Bisweilen wird die Entwicklung auch stark von politischen Faktoren beeinflusst, wie das derzeit in den USA zu beobachten ist. Aufgrund der Schwierigkeiten bei der Einhaltung von Nachhaltigkeitsversprechen und der Notwendigkeit, den Kunden klar erklären zu können, was Sustainable Investing ist, ändern einige Marktteilnehmer ihr Verhalten entweder positiv oder sie verabschieden sich wieder von SI.

Ein Beispiel für ein geändertes Verhalten ist, dass einige US-Assetmanager, welche die für ihren Anti-ESG-Lobbyismus bekannte State Financials Officers Foundation unterstützt haben, ihre Mitgliedschaft dort nicht verlängert haben.1 Ein Beispiel für Assetmanager, die sich aus SI zurückziehen, ist auf der anderen Seite Vanguard, das aus der Net Zero Asset Managers Initiative wieder ausgetreten ist.
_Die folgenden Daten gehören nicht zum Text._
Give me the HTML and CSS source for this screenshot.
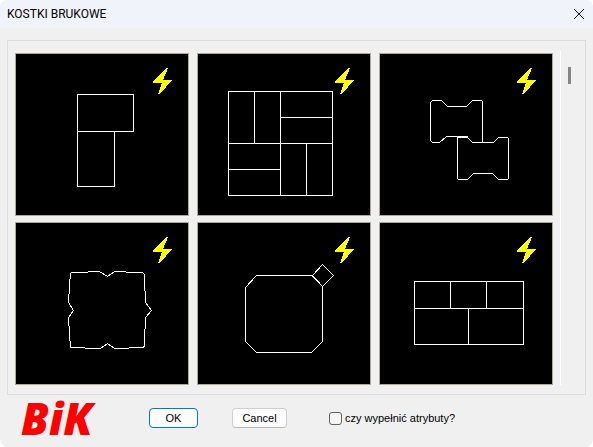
FILE: index.html
```html
<!DOCTYPE html>
<html lang="pl">
<head>
  <meta charset="UTF-8">
  <meta name="viewport" content="width=device-width, initial-scale=1.0">
  <title>KOSTKI BRUKOWE</title>
  <link rel="stylesheet" href="styles.css">
</head>
<body>

<div class="dialog">
  <header class="titlebar">
    <h1>KOSTKI BRUKOWE</h1>
    <button class="close-btn" type="button" aria-label="Zamknij">
      <svg width="12" height="12" viewBox="0 0 12 12"><path d="M1 1L11 11M11 1L1 11"/></svg>
    </button>
  </header>

  <svg class="symbols" width="0" height="0">
    <symbol id="bolt" viewBox="0 0 172 161">
      <path d="M150 14L152 14L147 26L156 26L144 40L142 40L146 29L137 29L137 28Z"/>
    </symbol>
  </svg>

  <main class="group">
    <div class="tiles">
      <button class="tile" type="button" aria-label="Kostka 1">
        <svg viewBox="0 0 172 161">
          <path d="M61.5 40.5H117.5V77.5H61.5ZM61.5 77.5V132.5H98.5V77.5"/>
          <use class="bolt" href="#bolt" width="172" height="161"/>
        </svg>
      </button>
      <button class="tile" type="button" aria-label="Kostka 2">
        <svg viewBox="0 0 172 161">
          <path d="M30.5 37.5H134.5V141.5H30.5ZM82.5 37.5V141.5M30.5 89.5H134.5M56.5 37.5V89.5M82.5 63.5H134.5M30.5 115.5H82.5M108.5 89.5V141.5"/>
          <use class="bolt" href="#bolt" width="172" height="161"/>
        </svg>
      </button>
      <button class="tile" type="button" aria-label="Kostka 3">
        <svg viewBox="0 0 172 161">
          <path d="M102.5 88.5V47.5L101.5 46.5H92.5L86.5 52.5H67.5L61.5 46.5H52.5L50.5 48.5V86.5L52.5 88.5H59.5L66.5 82.5H87.5"/>
          <path d="M77.5 83.5H87.5L92.5 88.5H113.5L118.5 83.5H127.5L128.5 84.5V124.5L127.5 125.5H118.5L112.5 119.5H93.5L87.5 125.5H78.5L77.5 124.5Z"/>
          <use class="bolt" href="#bolt" width="172" height="161"/>
        </svg>
      </button>
      <button class="tile" type="button" aria-label="Kostka 4">
        <svg viewBox="0 0 172 161">
          <path d="M54.5 50.5L55.5 49.5H71.5L72.5 48.5H83.5L91.5 53.5L98.5 48.5H109.5L110.5 49.5H126.5L128.5 51.5V67.5L129.5 68.5V79.5L135.5 87.5L129.5 94.5V105.5L128.5 106.5V122.5L127.5 124.5H113.5L112.5 125.5H98.5L91.5 120.5L84.5 125.5H69.5L68.5 124.5H54.5V118.5L53.5 117.5V103.5L52.5 102.5V94.5L57.5 87.5L52.5 79.5V71.5L53.5 70.5V56.5L54.5 55.5Z"/>
          <use class="bolt" href="#bolt" width="172" height="161"/>
        </svg>
      </button>
      <button class="tile" type="button" aria-label="Kostka 5">
        <svg viewBox="0 0 172 161">
          <path d="M58.5 52.5H113.5L124.5 63.5V118.5L113.5 129.5H58.5L47.5 118.5V64.5Z"/>
          <path d="M124.5 41.5L135.5 52.5L124.5 63.5L114.5 52.5Z"/>
          <use class="bolt" href="#bolt" width="172" height="161"/>
        </svg>
      </button>
      <button class="tile" type="button" aria-label="Kostka 6">
        <svg viewBox="0 0 172 161">
          <path d="M34.5 58.5H143.5V121.5H34.5ZM34.5 85.5H143.5M70.5 58.5V85.5M106.5 58.5V85.5M88.5 85.5V121.5"/>
          <use class="bolt" href="#bolt" width="172" height="161"/>
        </svg>
      </button>
    </div>
    <div class="scrollbar"><div class="thumb"></div></div>
  </main>

  <footer class="actions">
    <div class="logo">BiK</div>
    <button class="btn btn-ok" type="button">OK</button>
    <button class="btn btn-cancel" type="button">Cancel</button>
    <label class="check" for="fill-attributes">
      <input type="checkbox" id="fill-attributes">
      czy wypełnić atrybuty?
    </label>
  </footer>
</div>

</body>
</html>
```

FILE: styles.css
```css
body {
  margin: 0;
  background-color: #fff;
  font-family: "Liberation Sans", Arial, sans-serif;
  font-size: 11px;
  color: #000;
}

button {
  font: inherit;
  color: inherit;
  padding: 0;
}

.dialog {
  display: flex;
  flex-direction: column;
  min-height: 100vh;
  border-radius: 8px;
  background-color: #f0f0f0;
  overflow: hidden;
}

.titlebar {
  display: flex;
  align-items: center;
  justify-content: space-between;
  height: 28px;
  padding: 0 8px 0 7px;
  background-color: #f0f3f9;
}

.titlebar h1 {
  margin: 0;
  font-family: Roboto, sans-serif;
  font-size: 12px;
  font-weight: 400;
}

.close-btn {
  display: flex;
  border: none;
  background: none;
}

.close-btn svg {
  fill: none;
  stroke: #111;
}

.symbols {
  position: absolute;
}

.group {
  display: flex;
  margin: 12px 7px 0;
  border: 1px solid #dcdcdc;
  padding: 9px 0 9px 7px;
}

.tiles {
  flex: 1;
  display: grid;
  grid-template-columns: repeat(3, 1fr);
  gap: 6px 8px;
  padding-top: 3px;
}

.tile {
  border: 1px solid #aca899;
  background-color: #000;
}

.tile svg {
  display: block;
  width: 100%;
  height: 161px;
  fill: none;
  stroke: #fff;
  shape-rendering: crispEdges;
}

.tile .bolt {
  fill: #ff0;
  stroke: none;
}

.scrollbar {
  width: 24px;
  margin-left: 7px;
  border-left: 1px solid #fff;
}

.thumb {
  width: 3px;
  height: 17px;
  margin: 17px 0 0 7px;
  background-color: #858585;
}

.actions {
  display: flex;
  align-items: center;
  padding: 0 21px;
  height: 46px;
}

.logo {
  width: 128px;
  font-family: "Open Sans", sans-serif;
  font-size: 44px;
  font-weight: 800;
  font-style: italic;
  line-height: 46px;
  color: #f00;
}

.btn {
  height: 20px;
  border: 1px solid #d0d0d0;
  border-bottom-color: #bbb;
  border-radius: 4px;
  background-color: #fdfdfd;
}

.btn-ok {
  width: 49px;
  margin-right: 34px;
  border-color: #0078d4;
}

.btn-cancel {
  width: 55px;
  margin-right: 42px;
}

.check {
  display: flex;
  align-items: center;
  gap: 3px;
}

.check input {
  appearance: none;
  width: 13px;
  height: 13px;
  margin: 0;
  border: 1px solid #626262;
  border-radius: 3px;
  background-color: #f5f5f5;
}

.check input:checked {
  background-color: #0078d4;
}
```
Nach Angaben des Unternehmens habe die gemeinsame Ausrichtung der Allianz auf die Bekämpfung des Klimawandels „zu Konfusion hinsichtlich der Sichtweisen der einzelnen Assetmanager geführt“. 2

Die einfachen Schritte sind bereits getan

ESG oder nicht ESG – das ist aktuell die große Frage. Die einfachen Schritte sind bereits getan. Nun führt ein verstärkter Fokus auf Greenwashing und reale Ergebnisse sowie eine zunehmende Belastung durch die Berichterstattung dazu, dass die Assetmanager ihre Positionen überprüfen. Wir bei Robeco bleiben unserem Ansatz in Bezug auf ESG, Interessenwahrnehmung und Sustainable Investing treu. Wir nehmen eine langfristige Sichtweise ein.
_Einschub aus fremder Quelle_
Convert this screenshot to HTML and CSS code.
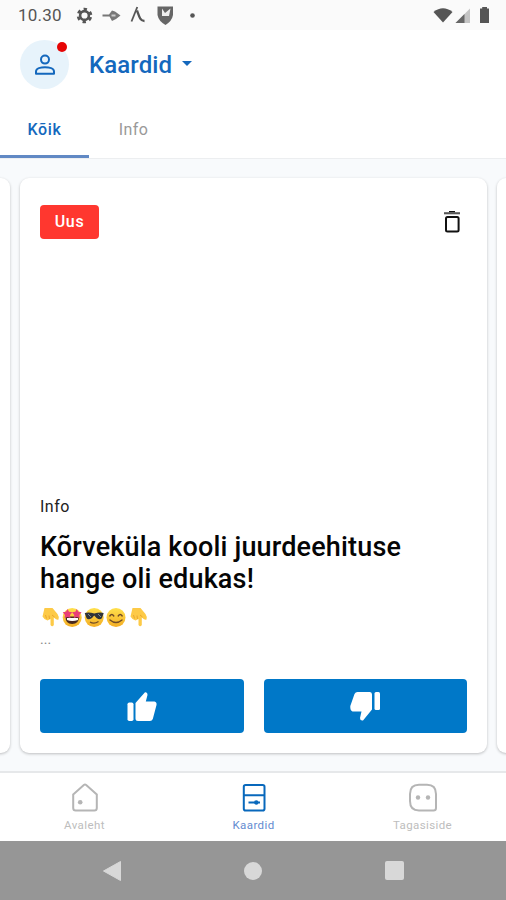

Allerdings würden wir es gerne sehen, dass die Nachweislast auch auf den übrigen Markt übertragen wird. Ein gutes Beispiel ist der VICE-Investmentfonds. Er ist das Gegenteil von Sustainable Investing, stellt aber ebenfalls eine wertebasierte Anlagestrategie dar. Wie ist es nun um sein Abschneiden bestellt? Legt man die Daten auf der Website des Fonds zugrunde, könnten sich berechtigterweise ebensolche kritischen Fragen stellen lassen!